The unicast discovery allows to perform the discovery when multicast is
not enabled. It basically requires a list of hosts to use that will act
as gossip routers. It provides the following settings with the
`discovery.zen.ping.unicast` prefix:

[cols="<,<",options="header",]
|=======================================================================
|Setting |Description
|`hosts` |Either an array setting or a comma delimited setting. Each
value is either in the form of `host:port`, or in the form of
`host[port1-port2]`.
|=======================================================================

The unicast discovery uses the
<<modules-transport,transport>> module to
perform the discovery.

[float]
[[master-election]]
==== Master Election

As part of the initial ping process a master of the cluster is either
elected or joined to. This is done automatically. The
`discovery.zen.ping_timeout` (which defaults to `3s`) allows to
configure the election to handle cases of slow or congested networks
(higher values assure less chance of failure). Once a node joins, it
will send a join request to the master (`discovery.zen.join_timeout`)
with a timeout defaulting at 20 times the ping timeout.
coming[1.3.0,Previously defaulted to 10 times the ping timeout].

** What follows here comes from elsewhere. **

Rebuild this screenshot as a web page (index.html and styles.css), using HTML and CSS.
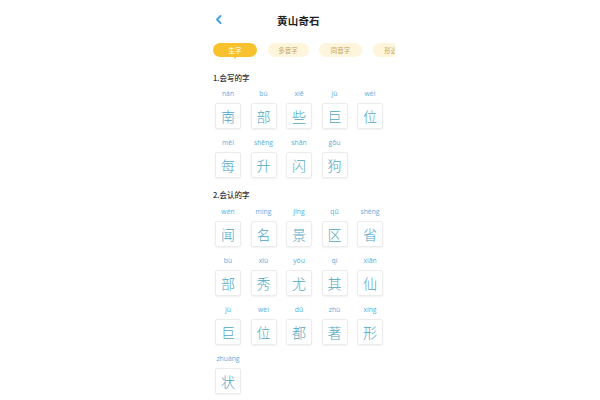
FILE: index.html
```html
<!DOCTYPE html>
<html lang="zh">
<head>
<meta charset="utf-8">
<title>黄山奇石</title>
<link rel="stylesheet" href="styles.css">
</head>
<body>
<div class="phone">
  <header class="topbar">
    <span class="back"><svg width="7" height="9" viewBox="0 0 7 9"><path d="M5.5 1 L2 4.5 L5.5 8" fill="none" stroke="#3ea4e0" stroke-width="1.8" stroke-linecap="round" stroke-linejoin="round"/></svg></span>
    <h1 class="title">黄山奇石</h1>
  </header>
  <nav class="tabs">
    <span class="tab active">生字</span>
    <span class="tab t2">多音字</span>
    <span class="tab t3">同音字</span>
    <span class="tab t4">形近字</span>
  </nav>

  <h2 class="sec">1.会写的字</h2>
  <div class="grid">
    <div class="cell"><span class="py">nán</span><span class="box">南</span></div>
    <div class="cell"><span class="py">bù</span><span class="box">部</span></div>
    <div class="cell"><span class="py">xiē</span><span class="box">些</span></div>
    <div class="cell"><span class="py">jù</span><span class="box">巨</span></div>
    <div class="cell"><span class="py">wèi</span><span class="box">位</span></div>
    <div class="cell"><span class="py">měi</span><span class="box">每</span></div>
    <div class="cell"><span class="py">shēng</span><span class="box">升</span></div>
    <div class="cell"><span class="py">shǎn</span><span class="box">闪</span></div>
    <div class="cell"><span class="py">gǒu</span><span class="box">狗</span></div>
  </div>

  <h2 class="sec sec2">2.会认的字</h2>
  <div class="grid">
    <div class="cell"><span class="py">wén</span><span class="box">闻</span></div>
    <div class="cell"><span class="py">míng</span><span class="box">名</span></div>
    <div class="cell"><span class="py">jǐng</span><span class="box">景</span></div>
    <div class="cell"><span class="py">qū</span><span class="box">区</span></div>
    <div class="cell"><span class="py">shěng</span><span class="box">省</span></div>
    <div class="cell"><span class="py">bù</span><span class="box">部</span></div>
    <div class="cell"><span class="py">xiù</span><span class="box">秀</span></div>
    <div class="cell"><span class="py">yóu</span><span class="box">尤</span></div>
    <div class="cell"><span class="py">qí</span><span class="box">其</span></div>
    <div class="cell"><span class="py">xiān</span><span class="box">仙</span></div>
    <div class="cell"><span class="py">jù</span><span class="box">巨</span></div>
    <div class="cell"><span class="py">wèi</span><span class="box">位</span></div>
    <div class="cell"><span class="py">dū</span><span class="box">都</span></div>
    <div class="cell"><span class="py">zhù</span><span class="box">著</span></div>
    <div class="cell"><span class="py">xíng</span><span class="box">形</span></div>
    <div class="cell"><span class="py">zhuàng</span><span class="box">状</span></div>
  </div>
</div>
</body>
</html>
```

FILE: styles.css
```css
* { box-sizing: border-box; }
html, body { margin: 0; padding: 0; background: #fff; }
body {
  width: 600px;
  height: 400px;
  overflow: hidden;
  font-family: "Noto Sans CJK SC", "Noto Sans", sans-serif;
  color: #333;
}
.phone {
  width: 200px;
  margin: 0 auto;
  padding-left: 13px;
}
.topbar {
  height: 40px;
  display: flex;
  align-items: center;
}
.back {
  display: flex;
  margin-left: 2px;
  margin-top: -2px;
}
.title {
  margin: 0 0 0 55px;
  font-size: 10.5px;
  font-weight: 700;
  color: #222;
  letter-spacing: 0.2px;
}
.tabs {
  margin-top: 3px;
  display: flex;
  gap: 10.5px;
  width: 182px;
  overflow: hidden;
  height: 17px;
}
.tab {
  flex: none;
  height: 14px;
  line-height: 14px;
  border-radius: 7px;
  font-size: 6.5px;
  text-align: center;
  background: #fdf5dc;
  color: #c8a465;
  position: relative;
}
.tab.active {
  width: 44px;
  background: #f8c22e;
  color: #fff;
}
.t2 { width: 41px; }
.t3 { width: 43px; }
.t4 { width: 43px; }
.tab.active::after {
  content: "";
  position: absolute;
  left: 50%;
  top: 13px;
  margin-left: -2.5px;
  border-left: 2.5px solid transparent;
  border-right: 2.5px solid transparent;
  border-top: 3px solid #f8c22e;
}
.sec {
  margin: 13px 0 0;
  height: 10px;
  line-height: 10px;
  font-size: 7.5px;
  font-weight: 500;
  color: #333;
}
.sec2 { margin-top: 12px; }
.grid {
  margin-top: 5px;
  display: grid;
  grid-template-columns: repeat(5, 26px);
  column-gap: 9.5px;
  row-gap: 8px;
  margin-left: 2px;
}
.sec2 + .grid { margin-top: 6px; }
.cell {
  display: flex;
  flex-direction: column;
  align-items: center;
}
.py {
  height: 11px;
  line-height: 11px;
  font-family: "Open Sans", "Noto Sans", sans-serif;
  font-size: 6.8px;
  color: #58ade0;
  white-space: nowrap;
}
.box {
  margin-top: 4px;
  width: 26px;
  height: 26px;
  border: 1px solid #ececec;
  border-radius: 2px;
  box-shadow: 0 1px 2px rgba(0,0,0,0.06);
  display: flex;
  align-items: center;
  justify-content: center;
  font-family: "Noto Sans CJK SC", sans-serif;
  font-weight: 300;
  font-size: 14px;
  color: #4fa6c4;
}
```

Nodes can be excluded from becoming a master by setting `node.master` to
`false`. Note, once a node is a client node (`node.client` set to
`true`), it will not be allowed to become a master (`node.master` is
automatically set to `false`).

The `discovery.zen.minimum_master_nodes` allows to control the minimum
number of master eligible nodes a node should "see" in order to operate
within the cluster. Its recommended to set it to a higher value than 1
when running more than 2 nodes in the cluster.

[float]
[[fault-detection]]
==== Fault Detection

There are two fault detection processes running. The first is by the
master, to ping all the other nodes in the cluster and verify that they
are alive. And on the other end, each node pings to master to verify if
its still alive or an election process needs to be initiated.

The following settings control the fault detection process using the
`discovery.zen.fd` prefix:

[cols="<,<",options="header",]
|=======================================================================
|Setting |Description
|`ping_interval` |How often a node gets pinged. Defaults to `1s`.

|`ping_timeout` |How long to wait for a ping response, defaults to
`30s`.

|`ping_retries` |How many ping failures / timeouts cause a node to be
considered failed. Defaults to `3`.
|=======================================================================

[float]
==== External Multicast

The multicast discovery also supports external multicast requests to
discover nodes. The external client can send a request to the multicast
IP/group and port, in the form of:

[source,js]
--------------------------------------------------
{
    "request" : {
        "cluster_name": "test_cluster"
    }
}
--------------------------------------------------

And the response will be similar to node info response (with node level
information only, including transport/http addresses, and node
attributes):

[source,js]
--------------------------------------------------
{
    "response" : {
        "cluster_name" : "test_cluster",
        "transport_address" : "...",
        "http_address" : "...",
        "attributes" : {
            "..."
        }
    }
}
--------------------------------------------------

Note, it can still be enabled, with disabled internal multicast
discovery, but still have external discovery working by keeping
`discovery.zen.ping.multicast.enabled` set to `true` (the default), but,
setting `discovery.zen.ping.multicast.ping.enabled` to `false`.

[float]
==== Cluster state updates

The master node is the only node in a cluster that can make changes to the
cluster state. The master node processes one cluster state update at a time,
applies the required changes and publishes the updated cluster state to all
the other nodes in the cluster. Each node receives the publish message,
updates its own cluster state and replies to the master node, which waits for
all nodes to respond, up to a timeout, before going ahead processing the next
updates in the queue. The `discovery.zen.publish_timeout` is set by default
to 30 seconds and can be changed dynamically through the
<<cluster-update-settings,cluster update settings api>> added[1.1.0, The
setting existed before but wasn't dynamic].